В художественном сознании порубежной эпохи искусство осмысляется как возможность соединения реального и идеального пространства, мечты и действительности. Такой синтез зачастую определяет структуру символа, который начинает в этой роли выглядеть основным источником и целью творческого процесса. Характер соотношения уровней бытия внутри символической структуры

5 Келдыш В. А. К проблеме литературных взаимодействий в начале XX века (о так называемых «промежуточных» художественных явлениях) // Русская литература. -1979. - №2. - С.5.

определяет основные различия между школой романтизма и модернизма. Конфликт мечты и действительности, художника и толпы, который был трагически непреодолим в эпоху романтизма, разрешается в эстетике символизма через синтез несоединимого, а у акмеистов - через нахождение идеального в земном.

Идея искусства, творчества как пути организует и эстетические взгляды А. Грина (рассказы "Искатель приключений", "Повесть, оконченная благодаря пуле", "Сердце Пустыни", "Сила непостижимого", роман "Блистающий мир"). Писателю близка символистская трактовка взаимоотношений мечты и реальности. Сюжет его произведений часто строится как воплощение идеала, пересоздание бытия посредством творческой мысли («Алые паруса», «Ива», «Фанданго», «Бегущая по волнам» и другие). Ориентируясь на символистские идеи жизнестроительства, А. Грин в то же время избегает религиозного прочтения этой проблемы, характерного для русского символизма. Понимание Чудесного в эстетике Грина существенно отличается от символистского. Символистское искусство стремится к слиянию с мистикой, т. е. к тому, чтобы стать теургией. Тогда творческий процесс уподобляется волшебству, сотворению чуда. Для Грина чудо -результат человеческого деяния, его символика не стремится к постижению религиозного Откровения.

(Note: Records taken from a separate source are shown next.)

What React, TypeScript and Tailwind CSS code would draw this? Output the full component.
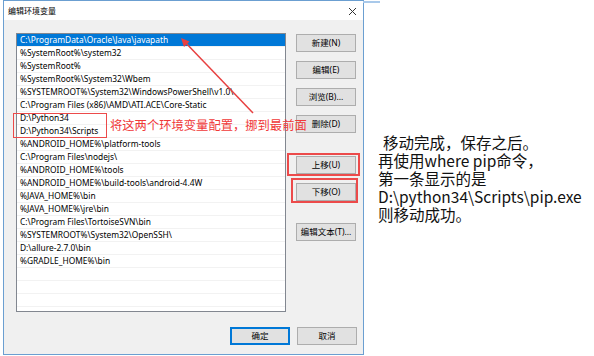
import React from 'react';

const paths = [
  "C:\\ProgramData\\Oracle\\Java\\javapath",
  "%SystemRoot%\\system32",
  "%SystemRoot%",
  "%SystemRoot%\\System32\\Wbem",
  "%SYSTEMROOT%\\System32\\WindowsPowerShell\\v1.0\\",
  "C:\\Program Files (x86)\\AMD\\ATI.ACE\\Core-Static",
  "D:\\Python34",
  "D:\\Python34\\Scripts",
  "%ANDROID_HOME%\\platform-tools",
  "C:\\Program Files\\nodejs\\",
  "%ANDROID_HOME%\\tools",
  "%ANDROID_HOME%\\build-tools\\android-4.4W",
  "%JAVA_HOME%\\bin",
  "%JAVA_HOME%\\jre\\bin",
  "C:\\Program Files\\TortoiseSVN\\bin",
  "%SYSTEMROOT%\\System32\\OpenSSH\\",
  "D:\\allure-2.7.0\\bin",
  "%GRADLE_HOME%\\bin",
];

const WinButton: React.FC<{ label: string; className?: string; primary?: boolean }> = ({ label, className = '', primary }) => (
  <div
    className={`h-[18px] w-[60px] flex items-center justify-center bg-[#e1e1e1] border text-[8.5px] text-black ${
      primary ? 'border-[#0078d7] shadow-[inset_0_0_0_1px_#0078d7]' : 'border-[#adadad]'
    } ${className}`}
  >
    {label}
  </div>
);

export default function App() {
  return (
    <div className="relative w-[594px] h-[356px] bg-white overflow-hidden flex font-[family-name:'Noto_Sans','Noto_Sans_CJK_SC',sans-serif]">
      {/* dialog */}
      <div className="ml-[3px] w-[361px] h-[355px] border border-[#6b9fd1] flex flex-col">
        <div className="h-[19px] bg-white flex items-center justify-between pl-[4px] pr-[6px]">
          <span className="text-[8px] text-black font-[family-name:'Noto_Sans_CJK_SC',sans-serif]">编辑环境变量</span>
          <svg width="9" height="9" viewBox="0 0 9 9" className="mt-[1px]">
            <path d="M1 1L8 8M8 1L1 8" stroke="#333" strokeWidth="1" />
          </svg>
        </div>
        <div className="flex-1 bg-[#f0f0f0] flex flex-col pl-[12px] pr-[6px] pt-[13px]">
          <div className="flex">
            <div className="w-[270px] h-[279px] border border-[#828790] bg-white overflow-hidden">
              {paths.map((p, i) => (
                <div
                  key={p}
                  className={`h-[13px] pl-[3px] flex items-center text-[8.4px] whitespace-nowrap border-b border-[#f2f2f2] ${
                    i === 0 ? 'bg-[#0078d7] text-white' : 'text-black'
                  }`}
                >
                  {p}
                </div>
              ))}
              {[0, 1, 2, 3].map((i) => (
                <div key={i} className="h-[13px] border-b border-[#f2f2f2]" />
              ))}
            </div>
            <div className="ml-[10px] flex flex-col">
              <WinButton label="新建(N)" className="mt-[1px]" />
              <WinButton label="编辑(E)" className="mt-[9px]" />
              <WinButton label="浏览(B)..." className="mt-[9px]" />
              <WinButton label="删除(D)" className="mt-[9px]" />
              <div className="relative mt-[23px]">
                <WinButton label="上移(U)" />
                <div className="absolute -left-[9px] -right-[4px] -top-[3px] -bottom-[2px] border-2 border-[#ec4a4a]" />
              </div>
              <div className="relative mt-[9px]">
                <WinButton label="下移(O)" />
                <div className="absolute -left-[5px] -right-[2px] -top-[5px] -bottom-[2px] border-2 border-[#ec4a4a]" />
              </div>
              <WinButton label="编辑文本(T)..." className="mt-[22px]" />
            </div>
          </div>
          <div className="flex justify-end gap-[7px] mt-[15px]">
            <WinButton label="确定" primary className="w-[58px] h-[17px]" />
            <WinButton label="取消" className="h-[17px]" />
          </div>
        </div>
      </div>

      {/* right note */}
      <div className="pl-[14px] pt-[133px] text-[15.5px] leading-[18px] text-[#111] font-[family-name:'Noto_Sans_CJK_SC',sans-serif]">
        <div className="pl-[5px]">移动完成，保存之后。</div>
        <div>再使用where pip命令，</div>
        <div>第一条显示的是</div>
        <div className="whitespace-nowrap">D:\python34\Scripts\pip.exe</div>
        <div>则移动成功。</div>
      </div>

      {/* annotations over the dialog */}
      <div className="absolute left-[363px] top-[1px] w-[17px] h-[2px] bg-[#a9c9ea]" />
      <div className="absolute left-[13px] top-[113px] w-[94px] h-[25px] border-[1.5px] border-[#ec4a4a]" />
      <div className="absolute left-[110px] top-[117px] text-[12.3px] leading-[16px] text-[#f03838] whitespace-nowrap font-[family-name:'Noto_Sans_CJK_SC',sans-serif]">
        将这两个环境变量配置，挪到最前面
      </div>
      <svg className="absolute left-0 top-0 pointer-events-none" width="594" height="356">
        <line x1="253" y1="113" x2="183" y2="40" stroke="#e84040" strokeWidth="1.5" />
        <polygon points="181,38 184,47 189.5,41.5" fill="#e84040" />
      </svg>
    </div>
  );
}
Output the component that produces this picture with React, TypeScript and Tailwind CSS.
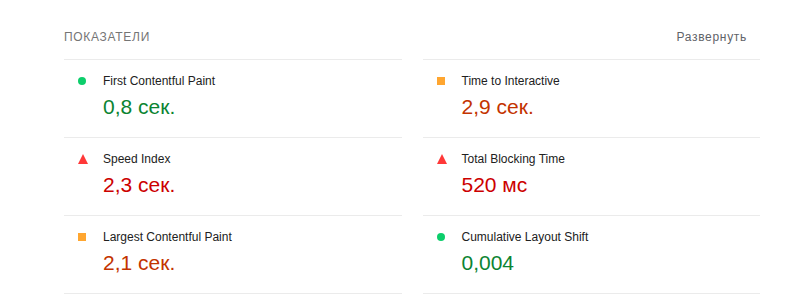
import React from "react";

type Status = "pass" | "average" | "fail";

const metrics: { label: string; value: string; status: Status }[] = [
  { label: "First Contentful Paint", value: "0,8 сек.", status: "pass" },
  { label: "Time to Interactive", value: "2,9 сек.", status: "average" },
  { label: "Speed Index", value: "2,3 сек.", status: "fail" },
  { label: "Total Blocking Time", value: "520 мс", status: "fail" },
  { label: "Largest Contentful Paint", value: "2,1 сек.", status: "average" },
  { label: "Cumulative Layout Shift", value: "0,004", status: "pass" },
];

function Icon({ status }: { status: Status }) {
  if (status === "pass")
    return <span className="block w-[8px] h-[8px] rounded-full bg-[#0cce6b]" />;
  if (status === "average")
    return <span className="block w-[8px] h-[8px] bg-[#ffa630]" />;
  return (
    <svg width="10" height="10" viewBox="0 0 10 10" className="block">
      <polygon points="5,0 10,10 0,10" fill="#ff3838" />
    </svg>
  );
}

const valueColor: Record<Status, string> = {
  pass: "text-[#0b8432]",
  average: "text-[#c33300]",
  fail: "text-[#cc0000]",
};

export default function App() {
  return (
    <div
      className="w-[787px] h-[308px] bg-white pt-[28px] pl-[64px] pr-[27px]"
      style={{ fontFamily: '"Liberation Sans", Arial, sans-serif' }}
    >
      <div className="flex items-center justify-between pr-[13px] mb-[13px] leading-[18px] text-[12px]">
        <span className="uppercase tracking-[0.7px] text-[#757575]">Показатели</span>
        <span className="text-[#5f6368] tracking-[0.7px]">Развернуть</span>
      </div>
      <div className="grid grid-cols-2 gap-x-[21px]">
        {metrics.map((m, i) => (
          <div
            key={m.label}
            className={`border-t border-[#ebebeb] pt-[12px] pb-[16px] ${i >= 4 ? "border-b" : ""}`}
          >
            <div className="flex items-center leading-[18px] text-[12px] text-[#212121]">
              <div className="w-[39px] pl-[14px] flex items-center">
                <Icon status={m.status} />
              </div>
              <span>{m.label}</span>
            </div>
            <div className={`mt-[3px] pl-[39px] text-[21px] leading-[28px] ${valueColor[m.status]}`}>
              {m.value}
            </div>
          </div>
        ))}
      </div>
    </div>
  );
}
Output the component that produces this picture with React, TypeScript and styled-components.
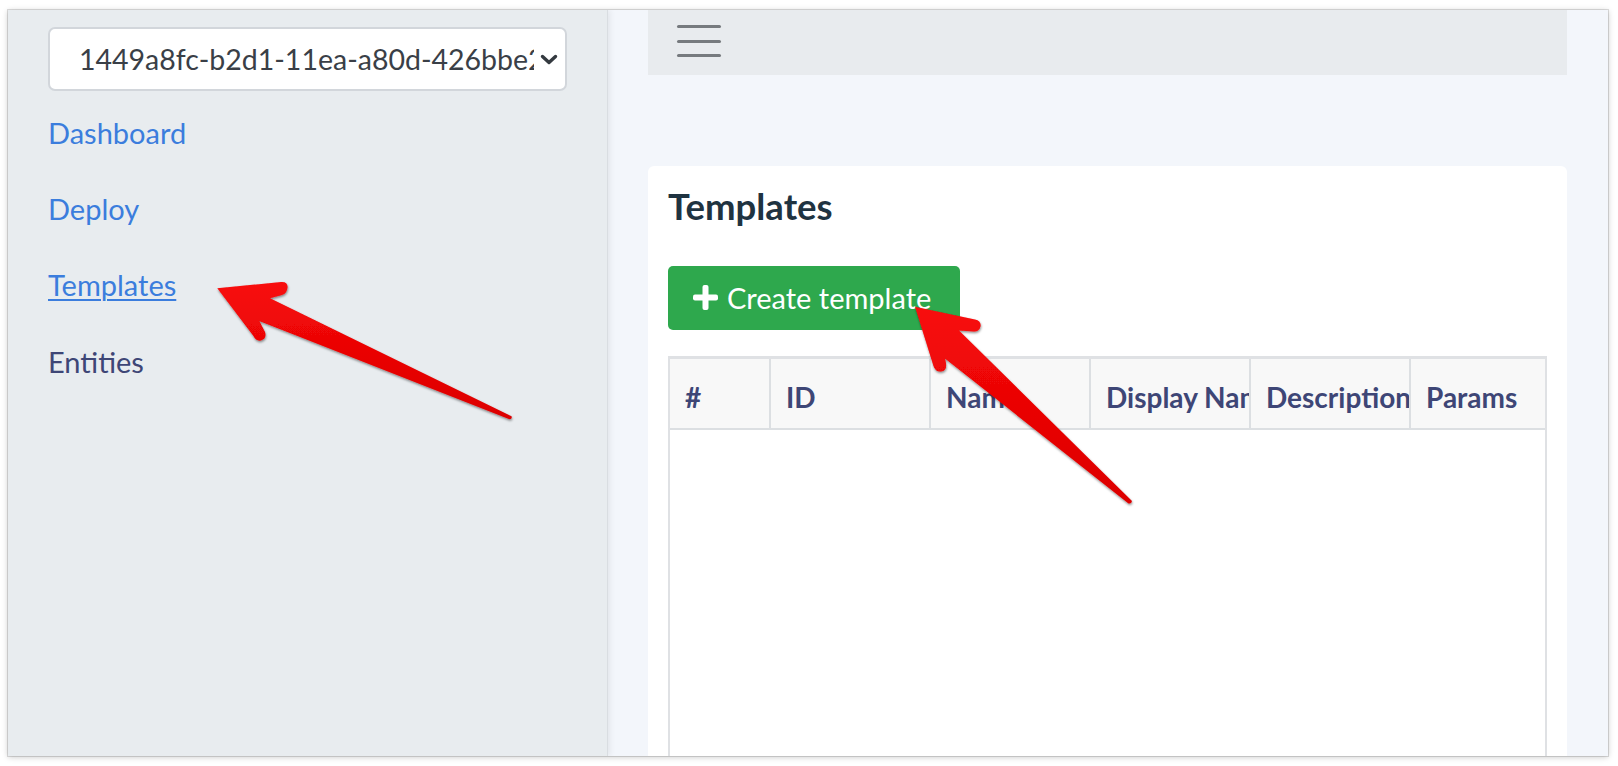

Существенным для эстетическим взглядов Грина является представление о Прекрасном. Красота в этом представлении принадлежит внутренней сфере жизни человека и неразрывно связана с этикой (Красота есть Добро), духовностью. Средства воплощения Прекрасного в гриновском тексте многообразны, но главное из них - символизация. При этом символ у Грина может организовываться и по музыкальным (символистским), и по живописным (акмеистическим) канонам.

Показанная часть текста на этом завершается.